The Cattachs, who were comfortably clear at the top of the Highland League when it was called in March, have used every platform possible to make sure they are heard, while not having a seat at the SPFL table.
“I think we’ve been pretty pragmatic in our approach,” added Mackay.
“We’ve always wanted to voice our opinion and give a pretty balanced view on what we want the outcome to be.
“We were pretty firm in what our objective is – to get into the Scottish League. Both ourselves and Kelty have conducted ourselves really well when, as the weeks have gone on, it’s been more frustrating as we’re not a Scottish League club and a lot of our opinions probably don’t carry a great deal of weight with the hierarchy.”

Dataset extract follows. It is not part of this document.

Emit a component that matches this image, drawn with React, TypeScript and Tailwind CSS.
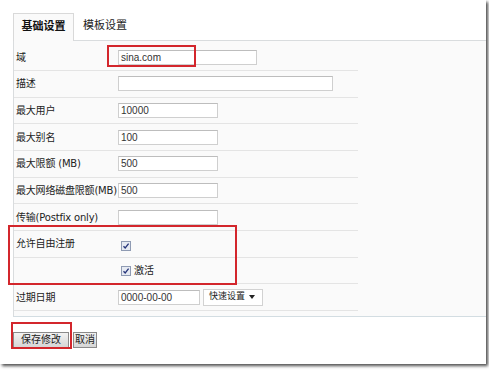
import React from 'react';

type Row = { label: string; kind: 'input' | 'check' | 'checkLabel' | 'date'; value?: string; w?: string };

const rows: Row[] = [
  { label: '域', kind: 'input', value: 'sina.com', w: 'w-[139px]' },
  { label: '描述', kind: 'input', value: '', w: 'w-[215px]' },
  { label: '最大用户', kind: 'input', value: '10000', w: 'w-[100px]' },
  { label: '最大别名', kind: 'input', value: '100', w: 'w-[100px]' },
  { label: '最大限额 (MB)', kind: 'input', value: '500', w: 'w-[100px]' },
  { label: '最大网络磁盘限额(MB)', kind: 'input', value: '500', w: 'w-[100px]' },
  { label: '传输(Postfix only)', kind: 'input', value: '', w: 'w-[100px]' },
  { label: '允许自由注册', kind: 'check' },
  { label: '', kind: 'checkLabel' },
  { label: '过期日期', kind: 'date' },
];

const labelFont = { fontFamily: '"DejaVu Sans", "Noto Sans CJK SC", sans-serif' };
const inputFont = { fontFamily: '"Liberation Sans", "Noto Sans CJK SC", sans-serif' };

const Check = () => (
  <span className="inline-flex h-[10px] w-[10px] items-center justify-center border border-[#8f9bb3] bg-[#e6eaf2]">
    <svg width="8" height="8" viewBox="0 0 8 8">
      <path d="M1.5 4.2 L3.2 6 L6.6 1.6" fill="none" stroke="#26357a" strokeWidth="1.3" />
    </svg>
  </span>
);

const TextBox = ({ value, w }: { value?: string; w?: string }) => (
  <div
    className={`${w} flex h-[15px] shrink-0 items-center border border-[#cfcfcf] border-t-[#bdbdbd] bg-white pl-[2px] text-[10px] text-[#333]`}
    style={inputFont}
  >
    {value}
  </div>
);

export default function App() {
  return (
    <div className="relative h-[370px] w-[489px] bg-white">
      <div className="h-[364px] w-[486px] bg-white pl-[13px] pt-[13px] shadow-[2px_2px_3px_rgba(0,0,0,0.7)]">
        <div className="flex h-[27px] items-end" style={labelFont}>
          <div className="relative z-10 -mb-px flex h-[28px] w-[61px] items-center justify-center border border-b-0 border-[#d9d9d9] bg-[#fafafa] text-[11px] font-semibold text-[#111]">
            基础设置
          </div>
          <div className="flex h-[27px] items-center pl-[9px] text-[11px] text-[#222]">模板设置</div>
        </div>
        <div className="border-b border-l border-t border-[#d9dcde] border-b-[#d3dde2] bg-[#fafafa] pb-[5px] pt-[3.33px]">
          <div className="w-[344px]">
            {rows.map((r, i) => (
              <div key={i} className="flex h-[26.67px] items-center border-b border-[#e4e4e4]">
                <div
                  className="min-w-[104px] shrink-0 whitespace-nowrap pl-[2px] text-[10px] tracking-[-0.2px] text-[#222]"
                  style={labelFont}
                >
                  {r.label}
                </div>
                {r.kind === 'input' && <TextBox value={r.value} w={r.w} />}
                {r.kind === 'check' && (
                  <div className="pl-[3px] pt-[1px]">
                    <Check />
                  </div>
                )}
                {r.kind === 'checkLabel' && (
                  <div className="flex items-center gap-[3px] pl-[3px] pt-[1px] text-[10px] text-[#222]" style={labelFont}>
                    <Check />
                    <span>激活</span>
                  </div>
                )}
                {r.kind === 'date' && (
                  <div className="flex items-center gap-[3px]">
                    <TextBox value="0000-00-00" w="w-[82px]" />
                    <div
                      className="flex h-[17px] w-[60px] items-center justify-between border border-[#d2d2d2] bg-white pl-[5px] pr-[7px] text-[9px] text-[#222]"
                      style={labelFont}
                    >
                      <span>快速设置</span>
                      <svg width="6" height="4" viewBox="0 0 6 4">
                        <path d="M0 0 H6 L3 4 Z" fill="#222" />
                      </svg>
                    </div>
                  </div>
                )}
              </div>
            ))}
          </div>
        </div>
        <div className="mt-[15px] flex items-center gap-[4px]" style={labelFont}>
          <button className="flex h-[16px] w-[56px] items-center justify-center border border-[#8a8a8a] bg-gradient-to-b from-[#f2f2f2] to-[#d6d6d6] text-[10px] text-[#222]">
            保存修改
          </button>
          <button className="flex h-[16px] w-[24px] items-center justify-center border border-[#8a8a8a] bg-gradient-to-b from-[#f2f2f2] to-[#d6d6d6] text-[10px] text-[#222]">
            取消
          </button>
        </div>
      </div>
      <div className="pointer-events-none absolute left-[107px] top-[45px] h-[22px] w-[89px] border-2 border-[#d3262c]" />
      <div className="pointer-events-none absolute left-[8px] top-[225px] h-[60px] w-[229px] border-2 border-[#d3262c]" />
      <div className="pointer-events-none absolute left-[11px] top-[322px] h-[27px] w-[61px] border-2 border-[#d3262c]" />
    </div>
  );
}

Brora have not yet given up hope on becoming an SPFL side this year.
“We’ll continue to press the case and try and be heard and challenge the outcome that’s come out,” said Mackay.
“How far we can push that remains to be seen but we’ll continue to push that as long as it’s not 100% closed.
“In the background, we’ll be preparing for Highland League football next season and if that’s the case, we’ll do that. From a planning perspective, we’re going to be gearing towards retaining our title.
“At the same time, we’ll still be challenging and see if there’s a way where the Scottish League will reconsider their decision.”